Back in July, Ryker Copp of Warren, Minnesota drew a coveted tag to hunt elk in northeast Minnesota’s Kittson County. Last Sunday, September 24, the young hunter made the most of his rare opportunity, shooting a giant 8×10 bull that green scored 390 inches and dressed out at nearly 1,000 pounds.
Ryker’s Dad Jerred tells F&S that he and his son began preparing for the once-in-a-lifetime hunt shortly after the the draw results were announced. They were scouting and securing permission on private lands by late August, but they didn’t see the enormous bull that Ryker would eventually shoot until one week before the season came in.
“He was two miles south of where we ended up killing him the first time we saw him,” Jerred says. “After a slow morning hunt on Saturday, his grandfather and I went out and helped him set up the ground blind in a new spot.”
The father-son duo was sitting in the 2-person Primos ground blind around 6:30 p.m. that evening when the big bull they’d seen one week prior showed up. It was bugling as it walked out of the woodline, Jerred recalls. Then it lingered about 100 yards beyond rifle range for roughly 30 minutes.
They looked on in amazement and tried to remain calm. When it finally got to within 359 yards, Jerred told Ryker to click off the safety and pull the trigger on his .300 Weatherby Magnum. The teen handled the big-calibered gun like a pro. The shot was true, and after a quick follow-up, the elk dropped where it stood.
“First shot hit him good, but he was still standing,” Jerred says. “I said put another one in him, and that was that.” The big bull isn’t Ryker’s first wall hanger. Jerred says he’s killed two nice whitetails in the three years he’s been out hunting. At 10-years-old he shot a 12-pointer that scored 168. He also has a 142-inch whitetail buck to his name. “He does it all himself,” Jerred says, “from the range finding, dialing the scope, everything.”

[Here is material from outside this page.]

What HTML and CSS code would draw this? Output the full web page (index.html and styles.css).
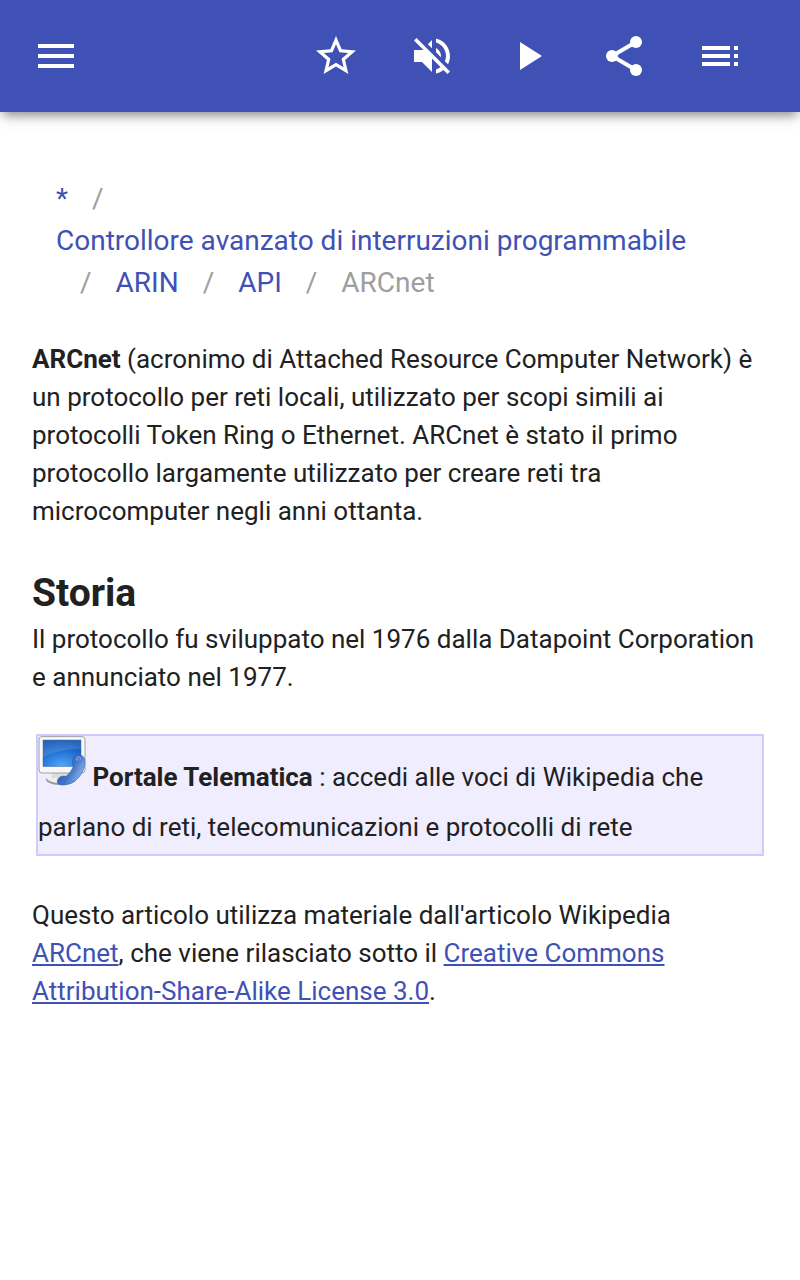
FILE: index.html
```html
<!DOCTYPE html>
<html lang="it">
<head>
	<meta charset="UTF-8">
	<title>ARCnet</title>
	<link rel="stylesheet" href="styles.css">
</head>
<body>
<header class="navbar">
	<a class="icon menu"><svg viewBox="0 0 24 24"><path d="M3 18h18v-2H3v2zm0-5h18v-2H3v2zm0-7v2h18V6H3z"/></svg></a>
	<a class="icon"><svg viewBox="0 0 24 24"><path d="M22 9.24l-7.19-.62L12 2 9.19 8.63 2 9.24l5.46 4.73L5.82 21 12 17.27 18.18 21l-1.63-7.03L22 9.24zM12 15.4l-3.76 2.27 1-4.28-3.32-2.88 4.38-.38L12 6.1l1.71 4.04 4.38.38-3.32 2.88 1 4.28L12 15.4z"/></svg></a>
	<a class="icon"><svg viewBox="0 0 24 24"><path d="M16.5 12c0-1.77-1.02-3.29-2.5-4.03v2.21l2.45 2.45c.03-.2.05-.41.05-.63zm2.5 0c0 .94-.2 1.82-.54 2.64l1.51 1.51C20.63 14.91 21 13.5 21 12c0-4.28-2.99-7.86-7-8.77v2.06c2.89.86 5 3.54 5 6.71zM4.27 3L3 4.27 7.73 9H3v6h4l5 5v-6.73l4.25 4.25c-.67.52-1.42.93-2.25 1.18v2.06c1.38-.31 2.63-.95 3.69-1.81L19.73 21 21 19.73l-9-9L4.27 3zM12 4L9.91 6.09 12 8.18V4z"/></svg></a>
	<a class="icon"><svg viewBox="0 0 24 24"><path d="M8 5v14l11-7z"/></svg></a>
	<a class="icon"><svg viewBox="0 0 24 24"><path d="M6 12L18 5M6 12l12 7" fill="none" stroke="#fff" stroke-width="2"/><circle cx="18" cy="5" r="3"/><circle cx="6" cy="12" r="3"/><circle cx="18" cy="19" r="3"/></svg></a>
	<a class="icon"><svg viewBox="0 0 24 24"><path d="M3 9h14V7H3v2zm0 4h14v-2H3v2zm0 4h14v-2H3v2zm16 0h2v-2h-2v2zm0-10v2h2V7h-2zm0 6h2v-2h-2v2z"/></svg></a>
</header>
<ul class="breadcrumb">
	<li><a>*</a></li>
	<li class="sep">/</li>
	<li><a>Controllore avanzato di interruzioni programmabile</a></li>
	<li class="sep">/</li>
	<li><a>ARIN</a></li>
	<li class="sep">/</li>
	<li><a>API</a></li>
	<li class="sep">/</li>
	<li class="active">ARCnet</li>
</ul>
<div class="content">
	<p><b>ARCnet</b> (acronimo di Attached Resource Computer Network) è un protocollo per reti locali, utilizzato per scopi simili ai protocolli Token Ring o Ethernet. ARCnet è stato il primo protocollo largamente utilizzato per creare reti tra microcomputer negli anni ottanta.</p>
	<h2>Storia</h2>
	<p>Il protocollo fu sviluppato nel 1976 dalla Datapoint Corporation e annunciato nel 1977.</p>
	<div class="portal">
		<svg class="logo" viewBox="0 0 48 50">
			<defs>
				<radialGradient id="screen" cx=".5" cy="1" r="1">
					<stop offset="0" stop-color="#55a8f5"/>
					<stop offset=".6" stop-color="#2070d5"/>
					<stop offset="1" stop-color="#0b4bad"/>
				</radialGradient>
				<linearGradient id="phone" x1="0" y1="0" x2="1" y2=".6">
					<stop offset="0" stop-color="#2455ad"/>
					<stop offset=".6" stop-color="#3f74c8"/>
					<stop offset="1" stop-color="#93b8ee"/>
				</linearGradient>
			</defs>
			<ellipse cx="23" cy="43.5" rx="15" ry="5.5" fill="#9a9a9a"/>
			<ellipse cx="23" cy="41.5" rx="14.5" ry="5.5" fill="#f0f0f0"/>
			<path d="M15 37h17l2 5H13z" fill="#ddd"/>
			<rect x="1" y=".6" width="46" height="36.4" rx="3" fill="#f8f8f8" stroke="#999" stroke-width=".9"/>
			<rect x="5" y="4" width="38" height="26.5" fill="url(#screen)" stroke="#1d4f9c" stroke-width=".4"/>
			<path d="M5 4h38v9Q24 12 5 21z" fill="#fff" opacity=".13"/>
			<path d="M35.5 22c1-4 7-5 10-1 3 5 .5 13-3 18-4 6-11 10-18 10-5 0-6-3-4.500-6 1.500-2.500 5-3.500 8-2.500 4-3 6-7 7.500-10.500-1.500-2-1-5 0-8z" fill="url(#phone)" stroke="#2a5cb0" stroke-width=".6"/>
			<ellipse cx="40.500" cy="23" rx="3.500" ry="3" fill="#6d9ee2" stroke="#2456a8" stroke-width=".6"/>
			<path d="M39 22.500h.8m1.400 0h.8m-2.200 1.600h1.500" stroke="#174a9c" stroke-width=".8"/>
		</svg>
		<b>Portale Telematica</b> : accedi alle voci di Wikipedia che parlano di reti, telecomunicazioni e protocolli di rete
	</div>
	<p>Questo articolo utilizza materiale dall'articolo Wikipedia <a>ARCnet</a>, che viene rilasciato sotto il <a>Creative Commons Attribution-Share-Alike License 3.0</a>.</p>
</div>
</body>
</html>
```
FILE: styles.css
```css
*{box-sizing: border-box;}
body{margin: 0;background: #fff;color: #212121;font: 26px/38px Roboto, sans-serif;}
a{color: #3f51b5;}
.navbar{display: flex;align-items: center;height: 112px;padding: 0 56px 0 32px;background: #3f51b5;box-shadow: 0 6px 10px -3px rgba(0,0,0,.4), 0 2px 20px rgba(0,0,0,.12);}
.icon{width: 48px;height: 48px;margin-right: 48px;}
.icon:last-child{margin-right: 0;}
.icon svg{display: block;width: 48px;height: 48px;fill: #fff;}
.menu{margin-right: auto;}
.breadcrumb{display: flex;flex-wrap: wrap;list-style: none;margin: 66px 32px 36px;padding: 0 24px;font-size: 28px;line-height: 42px;}
.sep{padding: 0 24px;color: #9e9e9e;}
.active{color: #9e9e9e;}
.content{padding: 0 32px;}
.content p{margin: 0;}
.content p a{text-decoration: underline;}
h2{margin: 40px 0 4px;font-size: 39px;line-height: 46px;font-weight: bold;}
.portal{margin: 38px 4px 40px;padding-bottom: 2px;border: 2px solid #ccf;background: #f0edff;line-height: 50px;}
.logo{width: 48px;height: 50px;}
```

Elk were all but extirpated from the North Star State as early as 1900. The first reintroduction attempts were made in 1913 when the state legislature appropriated $5,000 to revive Minnesota’s ailing herds. Despite those early efforts, sustainable breeding populations weren’t fully established until the 1980s when elk from Manitoba crossed into Minnesota and began calving in Roseau and Kittson Counties.
There are two separate elk hunting zones in Minnesota, and tags are awarded to residents only via an annual lottery draw. Jerred Copp says there were roughly 3,800 applicants in this year’s draw, and Ryker drew one of only 5 available tags in Zone 30. “For the most part, the biggest herds are up in that Cairbou area where Ryker shot his,” he says. “They do cross back and forth into Canada as well.”